Deep Learning Demodulation of Amplitude Noise Shift Keying Spread Spectrum Signals

Digital communications techniques based on random, chaotic, or noisy carriers are well known and successfully used in a number of applications. Simple on-off or amplitude shift noise keying modulation schemes are among the most popular. In this paper 1, we propose to use a classification model based on an artificial dense neural network and a deep learning approach for software-defined demodulation of amplitude noise shift keying spread spectrum signals. The main challenge with processing of such signals is that statistical properties of signal and interference are very similar. The aim of the research is to proof the feasibility of the proposed technique and to obtain the noise-immunity metrics.
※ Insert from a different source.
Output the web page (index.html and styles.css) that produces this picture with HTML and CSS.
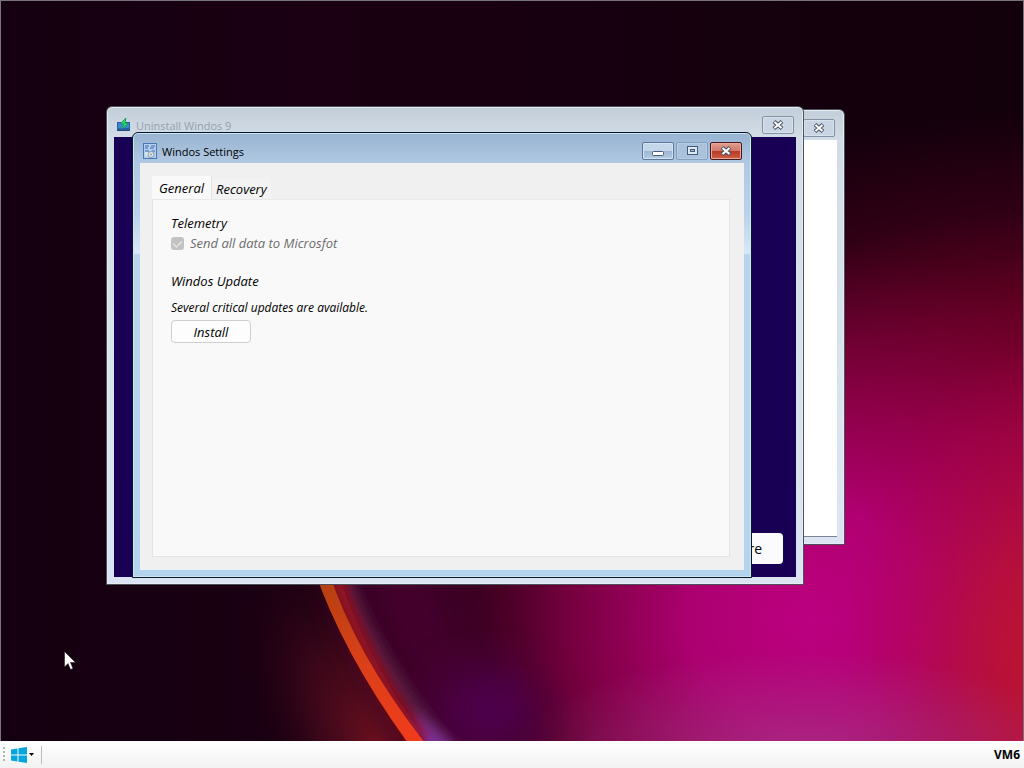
FILE: index.html
```html
<!DOCTYPE html>
<html lang="en">
<head>
    <meta charset="utf-8">
    <meta name="viewport" content="width=device-width, initial-scale=1.0">
    <title>Windos</title>
    <link rel="stylesheet" href="styles.css">
</head>
<body>
    <main class="desktop">
        <svg class="wallpaper" viewBox="0 0 1024 741" preserveAspectRatio="none" aria-hidden="true">
            <defs>
                <linearGradient id="base" x1="0" y1="0" x2="1" y2="0">
                    <stop offset="0" stop-color="#140010"/>
                    <stop offset="0.3" stop-color="#1a0012"/>
                    <stop offset="1" stop-color="#12000b"/>
                </linearGradient>
                <radialGradient id="red" gradientUnits="userSpaceOnUse" cx="0" cy="0" r="1" gradientTransform="translate(1040 620) scale(640 510)">
                    <stop offset="0" stop-color="#c01030"/>
                    <stop offset="0.35" stop-color="#a00034"/>
                    <stop offset="0.6" stop-color="#660022"/>
                    <stop offset="0.8" stop-color="#300014"/>
                    <stop offset="1" stop-color="#300014" stop-opacity="0"/>
                </radialGradient>
                <radialGradient id="pink" gradientUnits="userSpaceOnUse" cx="0" cy="0" r="1" gradientTransform="translate(810 620) scale(400 380)">
                    <stop offset="0" stop-color="#bc0080"/>
                    <stop offset="0.3" stop-color="#b20078" stop-opacity="0.9"/>
                    <stop offset="0.6" stop-color="#920054" stop-opacity="0.65"/>
                    <stop offset="1" stop-color="#600038" stop-opacity="0"/>
                </radialGradient>
                <radialGradient id="edge" gradientUnits="userSpaceOnUse" cx="0" cy="0" r="1" gradientTransform="translate(1060 660) scale(220 320)">
                    <stop offset="0" stop-color="#c01826"/>
                    <stop offset="0.4" stop-color="#bc1238" stop-opacity="0.7"/>
                    <stop offset="1" stop-color="#b00050" stop-opacity="0"/>
                </radialGradient>
                <radialGradient id="haze" gradientUnits="userSpaceOnUse" cx="0" cy="0" r="1" gradientTransform="translate(800 770) scale(300 120)">
                    <stop offset="0" stop-color="#a84090" stop-opacity="0.7"/>
                    <stop offset="1" stop-color="#a84090" stop-opacity="0"/>
                </radialGradient>
                <radialGradient id="ember" gradientUnits="userSpaceOnUse" cx="0" cy="0" r="1" gradientTransform="translate(380 750) rotate(-30) scale(100 220)">
                    <stop offset="0" stop-color="#701020"/>
                    <stop offset="0.5" stop-color="#480a1c" stop-opacity="0.7"/>
                    <stop offset="1" stop-color="#280014" stop-opacity="0"/>
                </radialGradient>
                <linearGradient id="arc" x1="0" y1="0" x2="0" y2="1">
                    <stop offset="0" stop-color="#b04010"/>
                    <stop offset="0.5" stop-color="#d84018"/>
                    <stop offset="1" stop-color="#f03c1c"/>
                </linearGradient>
                <filter id="soft" filterUnits="userSpaceOnUse" x="200" y="450" width="500" height="400"><feGaussianBlur stdDeviation="7"/></filter>
                <filter id="softer" filterUnits="userSpaceOnUse" x="100" y="350" width="700" height="500"><feGaussianBlur stdDeviation="24"/></filter>
            </defs>
            <rect width="1024" height="741" fill="url(#base)"/>
            <rect width="1024" height="741" fill="url(#red)"/>
            <rect width="1024" height="741" fill="url(#pink)"/>
            <rect width="1024" height="741" fill="url(#edge)"/>
            <rect width="1024" height="741" fill="url(#haze)"/>
            <rect width="1024" height="741" fill="url(#ember)"/>
            <path d="M330 540Q360 660 450 780H540Q470 640 450 540Z" fill="#42002c" filter="url(#softer)"/>
            <ellipse cx="490" cy="710" rx="50" ry="40" fill="#500050" filter="url(#softer)"/>
            <path d="M340 570Q370 662 446 750" fill="none" stroke="#582048" stroke-width="16" filter="url(#soft)"/>
            <path d="M410 710L425 756H465Z" fill="#8030a0" filter="url(#soft)"/>
            <path d="M332 570Q358 655 420 742" fill="none" stroke="#c00c10" stroke-width="11" filter="url(#soft)"/>
            <path d="M314 570Q342 652 407 742H424Q354 652 328 570Z" fill="url(#arc)"/>
        </svg>

        <section class="window window--plain" aria-label="Background window">
            <header class="titlebar">
                <div class="controls">
                    <button class="control" type="button" aria-label="Close">
                        <svg class="glyph" viewBox="0 0 12 10"><path class="glyph-outline" d="M2 1.500L10 8.500M10 1.500L2 8.500"/><path class="glyph-fill" d="M2.500 2L9.500 8M9.500 2L2.500 8"/></svg>
                    </button>
                </div>
            </header>
            <div class="content"></div>
        </section>

        <section class="window window--uninstall" aria-label="Uninstall Windos 9">
            <header class="titlebar">
                <svg class="icon" viewBox="0 0 16 16"><path d="M1 5H14V14H1Z" fill="#2860a8"/><path d="M2 6H13V11H2Z" fill="#3888c8"/><path d="M1 13H14V14H1Z" fill="#304878"/><path d="M10 1L5 6L8 7L5 12L12 7L9 6Z" fill="#28e068" stroke="#20a060"/></svg>
                <h2 class="title">Uninstall Windos 9</h2>
                <div class="controls">
                    <button class="control" type="button" aria-label="Close">
                        <svg class="glyph" viewBox="0 0 12 10"><path class="glyph-outline" d="M2 1.500L10 8.500M10 1.500L2 8.500"/><path class="glyph-fill" d="M2.500 2L9.500 8M9.500 2L2.500 8"/></svg>
                    </button>
                </div>
            </header>
            <div class="content">
                <button class="restore" type="button">Restore</button>
            </div>
        </section>

        <section class="window window--settings" aria-label="Windos Settings">
            <header class="titlebar">
                <svg class="icon" viewBox="0 0 16 16"><rect x="1.500" y=".5" width="13" height="15" fill="#b4d0f0" stroke="#4878b8"/><path d="M3 3H7M9 3H13M3 5H6M8 5H12M3 8H7M10 8H13" stroke="#3868b0"/><path d="M3 10H6M3 12H6" stroke="#f4faff"/><circle cx="9" cy="11.500" r="3" fill="#e4e8e4" stroke="#8898a8"/><circle cx="9" cy="11.500" r="1" fill="#8898a8"/></svg>
                <h1 class="title">Windos Settings</h1>
                <div class="controls">
                    <button class="control" type="button" aria-label="Minimize">
                        <svg class="glyph" viewBox="0 0 12 10"><rect x=".5" y="5.500" width="11" height="4" rx="1" fill="#fff" stroke="#465a78"/></svg>
                    </button>
                    <button class="control control--faded" type="button" aria-label="Maximize">
                        <svg class="glyph" viewBox="0 0 12 10"><rect x="1.500" y=".5" width="10" height="8" fill="#dce8f4" stroke="#465a78"/><rect x="4.500" y="3.500" width="4" height="2" fill="#a8bcd4" stroke="#465a78"/></svg>
                    </button>
                    <button class="control control--close" type="button" aria-label="Close">
                        <svg class="glyph" viewBox="0 0 12 10"><path class="glyph-outline" d="M2 1.500L10 8.500M10 1.500L2 8.500"/><path class="glyph-fill" d="M2.500 2L9.500 8M9.500 2L2.500 8"/></svg>
                    </button>
                </div>
            </header>
            <div class="content">
                <div class="tabs" role="tablist">
                    <button class="tab tab--active" id="tab-general" type="button" role="tab" aria-selected="true" aria-controls="general">General</button>
                    <button class="tab" type="button" role="tab" aria-selected="false">Recovery</button>
                </div>
                <div class="panel" id="general" role="tabpanel" aria-labelledby="tab-general">
                    <h3 class="heading">Telemetry</h3>
                    <div class="check">
                        <input class="checkbox" type="checkbox" id="telemetry" checked disabled>
                        <label for="telemetry">Send all data to Microsfot</label>
                    </div>
                    <h3 class="heading">Windos Update</h3>
                    <p class="note">Several critical updates are available.</p>
                    <button class="install" type="button">Install</button>
                </div>
            </div>
        </section>

        <svg class="cursor" viewBox="0 0 12 19" aria-hidden="true"><path d="M.5 .5V16L4 12.500L6.500 18.500L9 17.500L6.500 11.500H11.500Z" fill="#fff" stroke="#180810" stroke-width=".5"/></svg>
    </main>

    <footer class="taskbar">
        <span class="grip"></span>
        <button class="start" type="button" aria-label="Start">
            <svg class="logo" viewBox="0 0 16 16"><path d="M0 2.500L6.500 1.500V7.500H0ZM7.500 1.300L16 0V7.500H7.500ZM0 8.500H6.500V14.500L0 13.500ZM7.500 8.500H16V16L7.500 14.700Z" fill="#04a6dc"/></svg>
            <svg class="caret" viewBox="0 0 5 3"><path d="M0 0H5L2.500 3Z"/></svg>
        </button>
        <span class="machine">VM6</span>
    </footer>
</body>
</html>
```
FILE: styles.css
```css
:root {
    --ff: 'Open Sans', 'Noto Sans', sans-serif;
    --edge: #4c5058;
}

* {
    box-sizing: border-box;
}

body {
    font-family: var(--ff);
    font-size: 12px;
    line-height: 16px;
    color: #000;

    margin: 0;
    height: 100vh;

    display: flex;
    flex-direction: column;
}

button {
    font: inherit;
    color: inherit;
    padding: 0;
}

h1, h2, h3, p {
    font-size: inherit;
    font-weight: normal;
    margin: 0;
}

.desktop {
    position: relative;
    flex: 1;
    overflow: hidden;
    border: 1px solid #77747a;
    border-width: 1px 1px 0 1px;
}
.wallpaper {
    position: absolute;
    inset: 0;
    width: 100%;
    height: 100%;
}

/* Windows */
.window {
    position: absolute;
    border: 1px solid var(--edge);
    border-radius: 6px 6px 0 0;
    background: linear-gradient(#c2ced9, #d2dce6 30px, #d8e4ec 60%, #dce4f4);
    box-shadow: inset 0 0 0 1px #e4ecf4;
    padding: 0 7px 7px;

    display: flex;
    flex-direction: column;
}
.window--plain {
    left: 159px;
    top: 108px;
    width: 685px;
    height: 436px;
}
.window--uninstall {
    left: 105px;
    top: 105px;
    width: 698px;
    height: 479px;
}
.window--settings {
    left: 131px;
    top: 131px;
    width: 620px;
    height: 446px;
    border-color: #081828;
    background: linear-gradient(#98b4d2, #b0c8e2 30px, #b9d1ea 80px, #d8e8f8 120px, #b8d4ec 122px, #b4d4ee);
    box-shadow: inset 0 0 0 1px #cce4f4;
}
.titlebar {
    flex: none;
    height: 30px;
    padding-top: 6px;

    display: flex;
    align-items: center;
}
.title {
    padding-top: 1px;
    font-size: 11px;
}
.window--uninstall .titlebar {
    color: #96a0aa;
}
.icon {
    width: 16px;
    height: 16px;
    margin: 0 4px 0 2px;
}
.controls {
    margin-left: auto;
    margin-right: 2px;

    display: flex;
    gap: 2px;
}
.control {
    width: 32px;
    height: 18px;
    border: 1px solid #8490a4;
    border-radius: 2px;
    background: #c9d5e2;
    box-shadow: inset 0 0 0 1px #d8e2ec;

    display: flex;
    justify-content: center;
    align-items: center;
}
.window--settings .control {
    border-color: #5c789c;
    background: linear-gradient(#c4d6ea 50%, #9cb6d2 50%, #b4cce4);
    box-shadow: inset 0 0 0 1px #d4e2f0;
}
.window--settings .control--faded {
    border-color: #839fc0;
    background: #abc2dc;
    box-shadow: inset 0 0 0 1px #b8cce2;
}
.window--settings .control--close {
    border-color: #481820;
    background: linear-gradient(#e0a090, #d07868 50%, #b83820 50%, #d06048);
    box-shadow: inset 0 0 0 1px #e8a898;
}
.glyph {
    width: 12px;
    height: 10px;
}
.glyph-outline {
    fill: none;
    stroke: #4c5468;
    stroke-width: 4;
}
.glyph-fill {
    fill: none;
    stroke: #fff;
    stroke-width: 2;
}
.content {
    flex: 1;
    background: #fff;
}
.window--plain .content {
    border-bottom: 1px solid #7c8494;
}
.window--uninstall .content {
    background: #180054;
    padding: 13px;

    display: flex;
    justify-content: flex-end;
    align-items: flex-end;
}
.restore {
    font-size: 14px;
    width: 92px;
    height: 31px;
    border: 0;
    border-radius: 4px;
    background: #fbfbfd;
}

/* Settings */
.window--settings .content {
    font-size: 13px;
    font-style: italic;
    background: #f0f0f0;
    padding: 13px 14px 13px 12px;

    display: flex;
    flex-direction: column;
}
.tabs {
    display: flex;
    align-items: flex-end;
}
.tab {
    font-style: italic;
    height: 20px;
    padding: 0 4px;
    border: 0;
    background: #f3f3f3;
}
.tab--active {
    height: 23px;
    padding: 0 7px;
    border-right: 1px solid #e2e2e2;
    background: #f9f9f9;
}
.panel {
    flex: 1;
    border: 1px solid #e4e4e4;
    border-top-color: #e9e9e9;
    background: #f9f9f9;
    padding: 15px 18px;
}
.check {
    color: #6c6c6c;
    margin: 4px 0 22px;

    display: flex;
    align-items: center;
    gap: 6px;
}
.checkbox {
    appearance: none;
    width: 13px;
    height: 13px;
    margin: 0;
    border-radius: 3px;
    background: #c3c3c3;

    display: flex;
    justify-content: center;
}
.checkbox:checked::before {
    content: '';
    width: 4px;
    height: 7px;
    margin-top: 2px;
    border: solid #f4f4f4;
    border-width: 0 1px 1px 0;
    transform: rotate(45deg);
}
.note {
    font-size: 12px;
    margin: 11px 0 4px;
}
.install {
    font-style: italic;
    width: 80px;
    height: 23px;
    border: 1px solid #cfcfcf;
    border-radius: 4px;
    background: #fdfdfd;
}

.cursor {
    position: absolute;
    left: 63px;
    top: 650px;
    width: 12px;
    height: 19px;
}

/* Taskbar */
.taskbar {
    flex: none;
    height: 27px;
    padding: 0 4px 0 3px;
    background: linear-gradient(#fff, #f2f2f2);

    display: flex;
    align-items: center;
}
.grip {
    width: 2px;
    height: 16px;
    margin-right: 6px;
    background: repeating-linear-gradient(#b4b4b4 0 2px, transparent 2px 4px);
}
.start {
    height: 18px;
    padding-right: 7px;
    border: 0;
    border-right: 1px solid #bcbcbc;
    background: none;

    display: flex;
    align-items: center;
    gap: 2px;
}
.logo {
    width: 16px;
    height: 16px;
}
.caret {
    width: 5px;
    height: 3px;
}
.machine {
    font-weight: bold;
    margin-left: auto;
}
```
The methodology of the research is to evaluate the deep learning demodulation model pre-trained on the artificially synthesized dataset. The dataset contains the automatically labeled mixtures of noise carrier signals with additive white Gaussian interferences. The average signal-to-noise ratios in the dataset range from -30 dB to 0 dB. The numerical results from simulations are used to evaluate the demodulation performance. We present the demodulation performance as symbol and bit error rates and compare results with other well-known approaches. The paper reports noise immunity greater than immunity of “power reception” method at least for 3.5 dB. In addition, we assessed the time complexity and proved real-time processing capability.